The Difference a Day Makes

Aaron Sillis and Richard Winsor in Matthew Bourne's Dorian Gray [Guardian/Murdo MacLeod]
"You have a portrait in your attic," a friend exclaimed. "You were at death's door, and now look at you."
My surprising recovery, however, is due entirely to the kind supportive words of you, my dear friends and readers. Even those who were busy packing for that annual social gathering in Palm Springs, "Hot 'N Dry," for which many have been on a strict regimen of working out and extreme dieting in order to look their best poolside, took time out from their strenuous schedules to wish me well.
"The secret to achieving the ideal body," an acquaintance confided recently, "is to develop an eating disorder."

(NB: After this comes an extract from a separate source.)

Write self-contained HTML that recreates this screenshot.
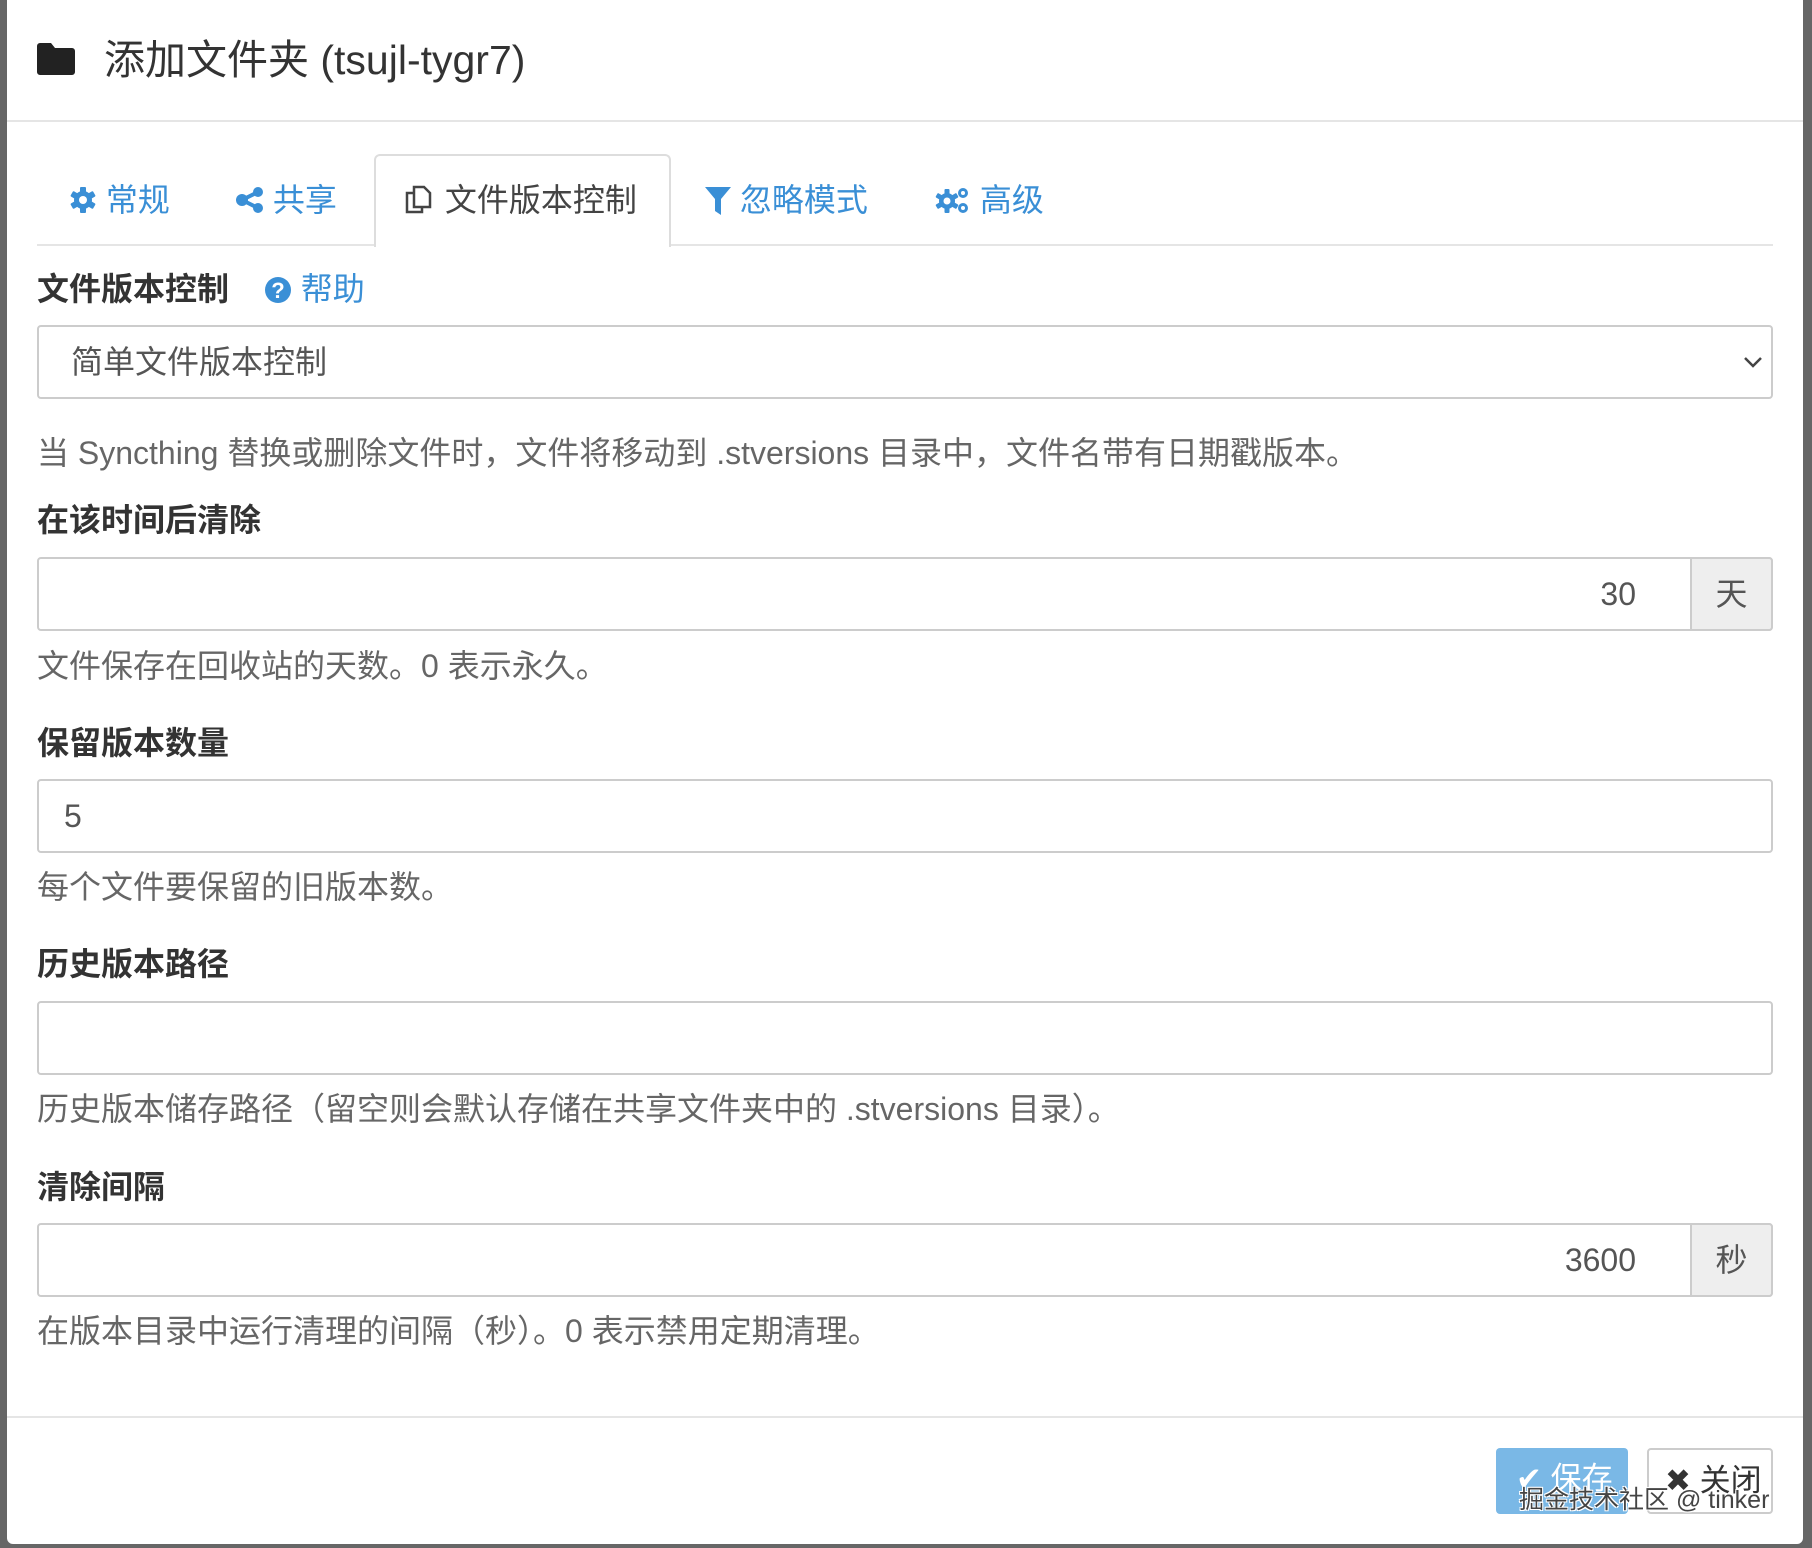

Or have a portrait that ages for you.
One friend who's succeeded especially well with preparing himself for his appearance in nothing but tattoos, six pack and Speedo is having a photographer document the results. "22 years I've worked at this body," he admitted, "and I'm finally now getting asked out on dates. At the gym. That never happens, you know."
I do know.
As for the 1904 devotees amongst you, no, Oscar died in 1900, but Dorian Gray is all about staying young and fit and beautiful and never growing old, rather like Peter Pan, which did premiere in 1904.
And I am reminded of the opening words of G. K. Chesterton's The Napoleon of Notting Hill, published by John Lane in 1904:
"The human race, to which so many of my readers belong, has been playing at children's games from the beginning, and will probably do it till the end, which is a nuisance for the few people who grow up."
But who really wants to grow up?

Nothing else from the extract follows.